You can then view the hyperparameters for your model by doing something like
import xgboost as xgb
# Create a dictionary of hyperparameters
params = {'objective': 'binary:logistics',
'random_state': 42,
'reg_alpha': 0,
'reg_lambda': 0,
'learning_rate': 0.1,
...
}
xgb_classifier = xgb.XGBClassifier(**params)
xgb_classifier.fit(X_train, y_train)
xgb_classifier.get_params() # This method returns all parameters for you model object
How does tuning fit into this picture?
The whole concept then of “hyperparameter tuning” is the process of trying to find the optimal values that the hyperparameters should take for your given problem.
There is no hard and fast rule for this and typical approaches tend to boil down to using techniques (some more complex than others e.g GridSearch
vs BayesianOptimization
) to try a bunch of values & measure how the performance of your model changes as you vary those values, resulting finally in a set of values which provides the highest performance on your given data.
Example: Single parameter tuning
Note: In practice this isn’t something you’d tend to do but interesting for demonstration purposes.
The key here is to use validation curves to plot your performance metric against your single hyperparameter and choose the hyperparameter value which yields the optimal performance. By keeping all other things constant you can attribute changes in performance as relating to that single hyperparameter.

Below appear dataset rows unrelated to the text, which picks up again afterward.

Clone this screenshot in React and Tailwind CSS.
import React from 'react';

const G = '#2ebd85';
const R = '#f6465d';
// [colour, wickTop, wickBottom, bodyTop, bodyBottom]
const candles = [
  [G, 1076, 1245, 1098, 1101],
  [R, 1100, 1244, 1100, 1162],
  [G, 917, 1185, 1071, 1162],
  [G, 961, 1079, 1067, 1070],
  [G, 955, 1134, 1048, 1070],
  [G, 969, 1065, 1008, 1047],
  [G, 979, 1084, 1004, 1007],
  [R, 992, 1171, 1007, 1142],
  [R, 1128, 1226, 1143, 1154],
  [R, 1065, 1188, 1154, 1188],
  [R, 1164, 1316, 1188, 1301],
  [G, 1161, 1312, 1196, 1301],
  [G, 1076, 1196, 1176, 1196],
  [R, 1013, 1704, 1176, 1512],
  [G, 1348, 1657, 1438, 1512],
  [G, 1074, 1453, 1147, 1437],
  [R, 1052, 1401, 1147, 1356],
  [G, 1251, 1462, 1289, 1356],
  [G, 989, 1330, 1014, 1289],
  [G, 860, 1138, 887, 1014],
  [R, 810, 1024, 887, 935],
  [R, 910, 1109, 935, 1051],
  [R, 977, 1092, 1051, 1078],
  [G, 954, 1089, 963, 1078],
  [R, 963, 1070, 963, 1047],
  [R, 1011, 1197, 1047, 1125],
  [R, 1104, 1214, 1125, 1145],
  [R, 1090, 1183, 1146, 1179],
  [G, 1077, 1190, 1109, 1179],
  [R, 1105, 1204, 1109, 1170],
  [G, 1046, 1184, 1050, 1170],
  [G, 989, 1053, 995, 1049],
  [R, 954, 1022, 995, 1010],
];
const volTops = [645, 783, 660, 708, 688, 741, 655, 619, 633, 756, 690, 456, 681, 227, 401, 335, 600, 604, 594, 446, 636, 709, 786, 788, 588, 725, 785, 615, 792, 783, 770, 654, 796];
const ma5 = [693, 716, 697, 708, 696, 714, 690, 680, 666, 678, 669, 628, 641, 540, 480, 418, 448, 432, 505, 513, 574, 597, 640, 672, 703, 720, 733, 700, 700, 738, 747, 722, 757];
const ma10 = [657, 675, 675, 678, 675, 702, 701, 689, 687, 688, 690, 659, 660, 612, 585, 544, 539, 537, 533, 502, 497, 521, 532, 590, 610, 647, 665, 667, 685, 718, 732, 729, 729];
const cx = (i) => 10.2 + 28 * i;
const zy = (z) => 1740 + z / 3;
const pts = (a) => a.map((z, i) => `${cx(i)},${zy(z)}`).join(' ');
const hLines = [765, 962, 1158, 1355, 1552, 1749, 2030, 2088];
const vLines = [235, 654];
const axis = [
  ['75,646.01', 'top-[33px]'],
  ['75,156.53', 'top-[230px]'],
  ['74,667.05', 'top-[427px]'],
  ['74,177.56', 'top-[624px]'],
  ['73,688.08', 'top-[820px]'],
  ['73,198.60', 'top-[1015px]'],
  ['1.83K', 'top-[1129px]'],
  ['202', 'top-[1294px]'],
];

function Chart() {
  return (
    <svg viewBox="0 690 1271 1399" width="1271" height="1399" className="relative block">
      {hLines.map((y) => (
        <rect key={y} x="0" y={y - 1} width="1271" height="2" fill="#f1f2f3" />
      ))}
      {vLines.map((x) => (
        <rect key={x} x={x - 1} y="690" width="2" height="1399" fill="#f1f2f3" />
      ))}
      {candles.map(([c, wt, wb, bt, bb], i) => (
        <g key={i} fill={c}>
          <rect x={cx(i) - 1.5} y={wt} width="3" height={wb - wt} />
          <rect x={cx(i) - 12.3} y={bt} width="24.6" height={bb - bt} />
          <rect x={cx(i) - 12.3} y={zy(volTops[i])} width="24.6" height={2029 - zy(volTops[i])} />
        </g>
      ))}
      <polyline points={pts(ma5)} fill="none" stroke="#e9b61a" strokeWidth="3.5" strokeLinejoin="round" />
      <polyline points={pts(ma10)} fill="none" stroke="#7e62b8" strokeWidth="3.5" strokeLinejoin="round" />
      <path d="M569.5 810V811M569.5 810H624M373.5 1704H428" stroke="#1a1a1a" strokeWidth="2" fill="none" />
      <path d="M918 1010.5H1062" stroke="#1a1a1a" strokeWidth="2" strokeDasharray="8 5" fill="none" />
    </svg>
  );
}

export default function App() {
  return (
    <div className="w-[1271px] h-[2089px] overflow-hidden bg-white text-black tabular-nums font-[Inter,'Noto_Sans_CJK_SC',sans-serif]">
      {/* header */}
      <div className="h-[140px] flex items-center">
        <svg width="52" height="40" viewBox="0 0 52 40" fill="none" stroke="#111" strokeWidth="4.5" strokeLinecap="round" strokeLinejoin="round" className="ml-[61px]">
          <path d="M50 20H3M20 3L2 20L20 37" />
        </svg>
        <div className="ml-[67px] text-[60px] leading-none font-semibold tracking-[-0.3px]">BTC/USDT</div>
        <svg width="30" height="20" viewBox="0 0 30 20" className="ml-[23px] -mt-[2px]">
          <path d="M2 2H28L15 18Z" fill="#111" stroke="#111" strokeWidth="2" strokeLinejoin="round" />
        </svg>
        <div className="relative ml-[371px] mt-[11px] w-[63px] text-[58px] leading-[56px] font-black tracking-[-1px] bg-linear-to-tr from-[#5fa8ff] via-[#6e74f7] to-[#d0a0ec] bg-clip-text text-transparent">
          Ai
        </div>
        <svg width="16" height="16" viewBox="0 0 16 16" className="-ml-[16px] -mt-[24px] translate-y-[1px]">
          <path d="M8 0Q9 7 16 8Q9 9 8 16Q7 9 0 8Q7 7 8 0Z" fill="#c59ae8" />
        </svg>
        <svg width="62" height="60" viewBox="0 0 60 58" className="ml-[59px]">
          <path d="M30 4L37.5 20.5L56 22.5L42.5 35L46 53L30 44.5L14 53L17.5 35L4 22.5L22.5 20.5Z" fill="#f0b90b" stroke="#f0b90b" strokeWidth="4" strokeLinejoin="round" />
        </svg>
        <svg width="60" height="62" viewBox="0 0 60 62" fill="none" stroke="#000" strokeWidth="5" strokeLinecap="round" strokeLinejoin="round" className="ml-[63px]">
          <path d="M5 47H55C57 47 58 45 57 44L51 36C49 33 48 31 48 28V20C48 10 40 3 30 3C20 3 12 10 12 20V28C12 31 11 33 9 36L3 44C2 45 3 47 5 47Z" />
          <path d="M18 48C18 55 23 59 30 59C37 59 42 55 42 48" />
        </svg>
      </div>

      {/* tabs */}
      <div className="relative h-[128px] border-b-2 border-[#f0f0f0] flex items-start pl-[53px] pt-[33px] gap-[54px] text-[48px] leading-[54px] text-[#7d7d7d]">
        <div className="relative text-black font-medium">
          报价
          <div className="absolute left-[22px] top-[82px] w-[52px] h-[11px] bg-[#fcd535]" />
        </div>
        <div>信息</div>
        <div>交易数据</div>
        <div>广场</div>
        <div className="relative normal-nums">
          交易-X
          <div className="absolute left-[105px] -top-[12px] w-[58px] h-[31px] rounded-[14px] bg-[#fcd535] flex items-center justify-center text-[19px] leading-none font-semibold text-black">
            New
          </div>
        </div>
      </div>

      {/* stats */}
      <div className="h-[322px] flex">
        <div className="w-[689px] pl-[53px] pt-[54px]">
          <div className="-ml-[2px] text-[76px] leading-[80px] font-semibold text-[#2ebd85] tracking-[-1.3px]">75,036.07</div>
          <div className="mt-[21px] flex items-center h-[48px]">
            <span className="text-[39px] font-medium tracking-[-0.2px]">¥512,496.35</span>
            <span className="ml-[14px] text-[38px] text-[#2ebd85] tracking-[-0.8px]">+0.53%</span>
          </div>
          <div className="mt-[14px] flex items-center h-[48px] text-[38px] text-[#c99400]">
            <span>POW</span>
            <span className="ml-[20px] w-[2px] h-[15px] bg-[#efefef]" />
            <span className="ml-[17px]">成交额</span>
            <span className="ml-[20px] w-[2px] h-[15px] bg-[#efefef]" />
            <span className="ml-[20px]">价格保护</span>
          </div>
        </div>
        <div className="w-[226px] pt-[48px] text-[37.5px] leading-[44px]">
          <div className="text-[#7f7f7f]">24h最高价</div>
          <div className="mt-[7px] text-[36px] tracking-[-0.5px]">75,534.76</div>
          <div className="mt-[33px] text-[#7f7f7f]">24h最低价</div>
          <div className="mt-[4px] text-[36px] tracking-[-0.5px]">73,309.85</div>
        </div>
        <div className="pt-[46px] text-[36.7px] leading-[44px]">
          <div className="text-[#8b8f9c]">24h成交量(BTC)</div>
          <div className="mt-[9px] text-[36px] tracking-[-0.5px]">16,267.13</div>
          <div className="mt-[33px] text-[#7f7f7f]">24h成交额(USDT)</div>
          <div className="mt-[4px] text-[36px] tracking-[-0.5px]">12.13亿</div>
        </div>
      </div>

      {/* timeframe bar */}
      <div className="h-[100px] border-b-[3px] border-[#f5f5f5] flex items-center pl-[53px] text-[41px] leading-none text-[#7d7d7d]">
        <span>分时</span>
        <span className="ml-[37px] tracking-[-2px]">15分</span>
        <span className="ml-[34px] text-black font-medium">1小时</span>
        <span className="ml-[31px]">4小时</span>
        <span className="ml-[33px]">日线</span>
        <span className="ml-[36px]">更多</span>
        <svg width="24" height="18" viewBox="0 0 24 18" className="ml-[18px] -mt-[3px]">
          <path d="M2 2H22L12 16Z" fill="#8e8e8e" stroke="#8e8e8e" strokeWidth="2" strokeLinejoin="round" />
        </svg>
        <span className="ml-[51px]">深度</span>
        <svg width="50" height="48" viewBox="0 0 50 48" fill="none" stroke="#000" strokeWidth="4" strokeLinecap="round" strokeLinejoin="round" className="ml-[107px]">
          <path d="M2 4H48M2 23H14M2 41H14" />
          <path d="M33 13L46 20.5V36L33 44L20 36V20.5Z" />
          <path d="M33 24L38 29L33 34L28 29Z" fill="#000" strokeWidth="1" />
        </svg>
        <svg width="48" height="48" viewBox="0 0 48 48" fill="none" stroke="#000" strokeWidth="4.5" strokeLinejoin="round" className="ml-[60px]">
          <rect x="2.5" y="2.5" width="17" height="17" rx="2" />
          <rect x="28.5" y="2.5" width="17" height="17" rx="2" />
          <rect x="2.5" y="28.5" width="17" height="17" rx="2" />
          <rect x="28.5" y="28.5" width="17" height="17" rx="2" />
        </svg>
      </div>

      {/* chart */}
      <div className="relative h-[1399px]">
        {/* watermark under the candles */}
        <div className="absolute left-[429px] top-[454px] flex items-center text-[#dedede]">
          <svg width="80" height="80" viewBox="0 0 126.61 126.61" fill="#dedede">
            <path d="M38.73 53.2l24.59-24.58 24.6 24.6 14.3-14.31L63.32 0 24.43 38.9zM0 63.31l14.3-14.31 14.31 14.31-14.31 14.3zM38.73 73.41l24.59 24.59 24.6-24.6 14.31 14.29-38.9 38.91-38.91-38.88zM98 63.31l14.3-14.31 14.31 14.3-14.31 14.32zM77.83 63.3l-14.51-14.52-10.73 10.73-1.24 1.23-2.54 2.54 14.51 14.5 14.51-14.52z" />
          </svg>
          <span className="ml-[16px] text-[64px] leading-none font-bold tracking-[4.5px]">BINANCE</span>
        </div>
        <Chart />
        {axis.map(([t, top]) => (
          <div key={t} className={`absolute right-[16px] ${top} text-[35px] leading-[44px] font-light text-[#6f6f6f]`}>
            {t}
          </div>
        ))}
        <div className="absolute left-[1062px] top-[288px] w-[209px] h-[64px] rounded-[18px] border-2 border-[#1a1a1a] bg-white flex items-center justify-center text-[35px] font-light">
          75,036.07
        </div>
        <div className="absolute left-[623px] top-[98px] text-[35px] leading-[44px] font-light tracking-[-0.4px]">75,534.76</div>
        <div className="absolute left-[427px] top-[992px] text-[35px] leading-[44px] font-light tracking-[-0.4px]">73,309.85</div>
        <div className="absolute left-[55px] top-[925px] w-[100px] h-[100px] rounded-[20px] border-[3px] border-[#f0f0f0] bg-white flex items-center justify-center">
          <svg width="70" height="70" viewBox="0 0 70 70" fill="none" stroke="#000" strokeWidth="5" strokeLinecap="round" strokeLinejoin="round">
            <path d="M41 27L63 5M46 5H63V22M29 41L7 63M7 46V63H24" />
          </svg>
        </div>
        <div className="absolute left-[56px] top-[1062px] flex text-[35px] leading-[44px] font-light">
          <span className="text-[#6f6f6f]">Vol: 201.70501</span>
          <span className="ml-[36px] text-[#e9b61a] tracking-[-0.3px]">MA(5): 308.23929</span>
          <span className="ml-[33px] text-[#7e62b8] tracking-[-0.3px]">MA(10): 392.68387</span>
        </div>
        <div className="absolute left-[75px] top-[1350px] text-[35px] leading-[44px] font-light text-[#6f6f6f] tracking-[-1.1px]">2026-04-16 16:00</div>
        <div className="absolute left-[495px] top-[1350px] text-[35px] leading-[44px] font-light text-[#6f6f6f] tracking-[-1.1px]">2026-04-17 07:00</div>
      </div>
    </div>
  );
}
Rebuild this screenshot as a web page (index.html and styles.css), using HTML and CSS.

In code this would look something like:
from yellowbrick import model_selection as ms
import matplotlib.pyplot as plt
import xgboost as xgb
fig, ax = plt.subplots(figsize=(8,4))
ms.validation_curve.ValidationCurve(xgb.XGBClassifier(),
X_train,
y_train,
param_name='gamma',
param_range=[0, 0.5, 1, 5, 10, 20, 30],
cv=5,
ax=ax)
Where we have made use of the yellowbrick libraries validation curve functionality to plot and specified the necessary arguements including our estimator along with our dataset and the number of kfolds we want performed on our data to calculate our metric. For further details on cross-validation techniques checkout scikit-learns docs.
Example: Using GridSearchCV for tuning
Calibrating individual hyperparameters takes some time and it can be difficult to know which combination is best. A potential solution to this is to select a group of hyperparameters that you want to tune and specify a range for them which can be searched. You can make use of the Scikit-Learn GridSearch for this.
import xgboost as xgb
from sklearn import model_selection
N_CV_ROUNDS = 5
N_EARLY_STOPPING = 5
params = {
'max_depth': [1, 5],
'learning_rate': [0.1, 1],
'n_estimators': 100,
...
}
xgb_model = xgb.XGBClassifier(early_stopping_rounds=N_EARLY_STOPPING)
gridsearch_cv = (
model_selection.GridSearchCV(xgb_model, params, cv=N_CV_ROUNDS)
.fit(X_train, y_train, eval_set=[(X_test, y_test)])
)
# Reading the best parameters values for our model
best_params = gridsearch_cv.best_params_
xgb_grid_model = xgb.XGBClassifier(**best_params)
xgb_grid_model.fit(X_train, y_train, eval_set=[(X_train, y_train), (X_test, y_test)], verbose=10)
The best parameters can then be fed into the model again when instantiating it.
Example: Using Hyperopt for tuning
Hyperopt is an python optimization library which uses BayesianOptimization under the hood which uses a probabilistic model to select the next set of hyperparameters to try. If one value performs better, it will try values around it amd see of hey boost the performance. If the values worsen the model then Hyperopt can ignore those values as future candidates.
Hyperopt works not only with the XGBoost model but others like RandomForests, Neural Networks etc.